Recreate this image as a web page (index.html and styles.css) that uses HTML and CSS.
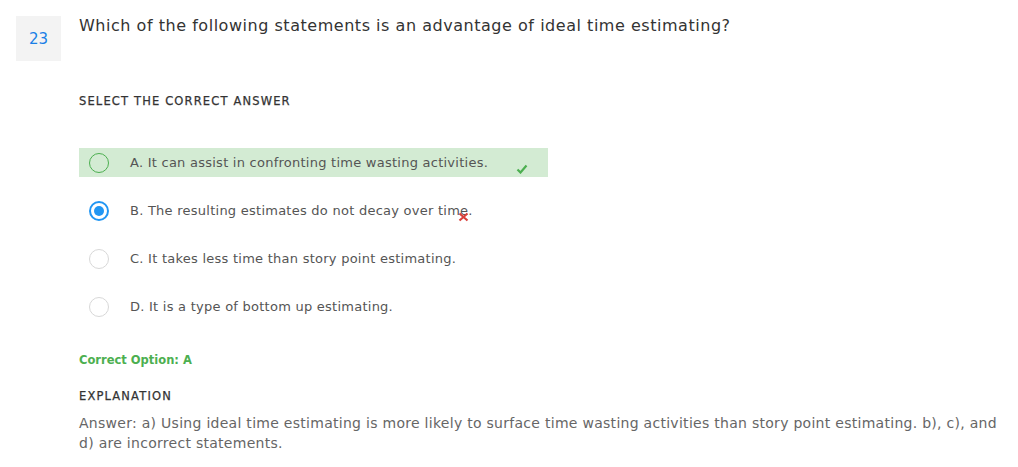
FILE: index.html
```html
<!DOCTYPE html>
<html>
<head>
<meta charset="utf-8">
<link rel="stylesheet" href="styles.css">
</head>
<body>
<div class="question">
  <div class="qnum">23</div>
  <div class="qbody">
    <div class="qtext">Which of the following statements is an advantage of ideal time estimating?</div>
    <div class="label select-label">SELECT THE CORRECT ANSWER</div>
    <div class="options">
      <div class="option correct">
        <span class="radio radio-green"></span>
        <span class="otext">A. It can assist in confronting time wasting activities.</span>
        <svg class="check" width="12" height="10" viewBox="0 0 12 10"><path d="M1.5 5.5 L4.5 8.5 L10.5 1.5" fill="none" stroke="#4caf50" stroke-width="2.2"/></svg>
      </div>
      <div class="option">
        <span class="radio radio-blue"><span class="dot"></span></span>
        <span class="otext wrong">B. The resulting estimates do not decay over time.<svg class="cross" width="11" height="10" viewBox="0 0 11 10"><path d="M1.5 1.5 L9.5 8.5 M9.5 1.5 L1.5 8.5" stroke="#d9413b" stroke-width="2.2"/></svg></span>
      </div>
      <div class="option">
        <span class="radio"></span>
        <span class="otext">C. It takes less time than story point estimating.</span>
      </div>
      <div class="option">
        <span class="radio"></span>
        <span class="otext">D. It is a type of bottom up estimating.</span>
      </div>
    </div>
    <div class="correct-opt">Correct Option: A</div>
    <div class="label expl-label">EXPLANATION</div>
    <div class="expl">Answer: a) Using ideal time estimating is more likely to surface time wasting activities than story point estimating. b), c), and d) are incorrect statements.</div>
  </div>
</div>
</body>
</html>
```

FILE: styles.css
```css
html, body {
  margin: 0;
  padding: 0;
  background: #ffffff;
}
body {
  font-family: "DejaVu Sans", sans-serif;
  color: #333;
}
.question {
  display: flex;
  padding: 16px 0 0 16px;
}
.qnum {
  width: 45px;
  height: 45px;
  flex: none;
  background: #f3f3f3;
  color: #1a7fe6;
  font-size: 15px;
  display: flex;
  align-items: center;
  justify-content: center;
}
.qbody {
  margin-left: 18px;
  width: 925px;
}
.qtext {
  font-size: 16px;
  line-height: 20px;
  letter-spacing: 0.53px;
  color: #333;
  margin-top: 0;
}
.label {
  font-size: 11.5px;
  font-weight: normal;
  color: #333;
  letter-spacing: 1.15px;
  -webkit-text-stroke: 0.25px #333;
}
.select-label {
  margin-top: 58px;
}
.options {
  margin-top: 40px;
  display: flex;
  flex-direction: column;
  gap: 19px;
}
.option {
  height: 29px;
  width: 469px;
  display: flex;
  align-items: center;
  position: relative;
}
.option.correct {
  background: #d3ebd3;
}
.radio {
  box-sizing: border-box;
  width: 20px;
  height: 20px;
  border-radius: 50%;
  border: 1px solid #d8d8d8;
  background: #fff;
  margin-left: 10px;
  display: flex;
  align-items: center;
  justify-content: center;
  flex: none;
}
.radio-green {
  border: 1.5px solid #4caf50;
  background: transparent;
}
.radio-blue {
  border: 2px solid #2196f3;
}
.dot {
  width: 10px;
  height: 10px;
  border-radius: 50%;
  background: #2196f3;
}
.otext {
  margin-left: 21px;
  font-size: 13px;
  letter-spacing: 0.25px;
  color: #555;
  position: relative;
}
.check {
  position: absolute;
  left: 437px;
  top: 16px;
}
.cross {
  position: absolute;
  right: 4px;
  top: 9px;
}
.correct-opt {
  margin-top: 32px;
  font-size: 11.5px;
  font-weight: bold;
  letter-spacing: 0;
  color: #4caf50;
}
.expl-label {
  margin-top: 22px;
}
.expl {
  margin-top: 10px;
  font-size: 14px;
  line-height: 20px;
  letter-spacing: 0.28px;
  color: #666;
}
```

- REQUIREMENTS -
Restate the entire listing word for word, excluding pictures.

- FULL ANSWER -
Recreate this image as a web page (index.html and styles.css) that uses HTML and CSS.
FILE: index.html
```html
<!DOCTYPE html>
<html>
<head>
<meta charset="utf-8">
<link rel="stylesheet" href="styles.css">
</head>
<body>
<div class="question">
  <div class="qnum">23</div>
  <div class="qbody">
    <div class="qtext">Which of the following statements is an advantage of ideal time estimating?</div>
    <div class="label select-label">SELECT THE CORRECT ANSWER</div>
    <div class="options">
      <div class="option correct">
        <span class="radio radio-green"></span>
        <span class="otext">A. It can assist in confronting time wasting activities.</span>
        <svg class="check" width="12" height="10" viewBox="0 0 12 10"><path d="M1.5 5.5 L4.5 8.5 L10.5 1.5" fill="none" stroke="#4caf50" stroke-width="2.2"/></svg>
      </div>
      <div class="option">
        <span class="radio radio-blue"><span class="dot"></span></span>
        <span class="otext wrong">B. The resulting estimates do not decay over time.<svg class="cross" width="11" height="10" viewBox="0 0 11 10"><path d="M1.5 1.5 L9.5 8.5 M9.5 1.5 L1.5 8.5" stroke="#d9413b" stroke-width="2.2"/></svg></span>
      </div>
      <div class="option">
        <span class="radio"></span>
        <span class="otext">C. It takes less time than story point estimating.</span>
      </div>
      <div class="option">
        <span class="radio"></span>
        <span class="otext">D. It is a type of bottom up estimating.</span>
      </div>
    </div>
    <div class="correct-opt">Correct Option: A</div>
    <div class="label expl-label">EXPLANATION</div>
    <div class="expl">Answer: a) Using ideal time estimating is more likely to surface time wasting activities than story point estimating. b), c), and d) are incorrect statements.</div>
  </div>
</div>
</body>
</html>
```

FILE: styles.css
```css
html, body {
  margin: 0;
  padding: 0;
  background: #ffffff;
}
body {
  font-family: "DejaVu Sans", sans-serif;
  color: #333;
}
.question {
  display: flex;
  padding: 16px 0 0 16px;
}
.qnum {
  width: 45px;
  height: 45px;
  flex: none;
  background: #f3f3f3;
  color: #1a7fe6;
  font-size: 15px;
  display: flex;
  align-items: center;
  justify-content: center;
}
.qbody {
  margin-left: 18px;
  width: 925px;
}
.qtext {
  font-size: 16px;
  line-height: 20px;
  letter-spacing: 0.53px;
  color: #333;
  margin-top: 0;
}
.label {
  font-size: 11.5px;
  font-weight: normal;
  color: #333;
  letter-spacing: 1.15px;
  -webkit-text-stroke: 0.25px #333;
}
.select-label {
  margin-top: 58px;
}
.options {
  margin-top: 40px;
  display: flex;
  flex-direction: column;
  gap: 19px;
}
.option {
  height: 29px;
  width: 469px;
  display: flex;
  align-items: center;
  position: relative;
}
.option.correct {
  background: #d3ebd3;
}
.radio {
  box-sizing: border-box;
  width: 20px;
  height: 20px;
  border-radius: 50%;
  border: 1px solid #d8d8d8;
  background: #fff;
  margin-left: 10px;
  display: flex;
  align-items: center;
  justify-content: center;
  flex: none;
}
.radio-green {
  border: 1.5px solid #4caf50;
  background: transparent;
}
.radio-blue {
  border: 2px solid #2196f3;
}
.dot {
  width: 10px;
  height: 10px;
  border-radius: 50%;
  background: #2196f3;
}
.otext {
  margin-left: 21px;
  font-size: 13px;
  letter-spacing: 0.25px;
  color: #555;
  position: relative;
}
.check {
  position: absolute;
  left: 437px;
  top: 16px;
}
.cross {
  position: absolute;
  right: 4px;
  top: 9px;
}
.correct-opt {
  margin-top: 32px;
  font-size: 11.5px;
  font-weight: bold;
  letter-spacing: 0;
  color: #4caf50;
}
.expl-label {
  margin-top: 22px;
}
.expl {
  margin-top: 10px;
  font-size: 14px;
  line-height: 20px;
  letter-spacing: 0.28px;
  color: #666;
}
```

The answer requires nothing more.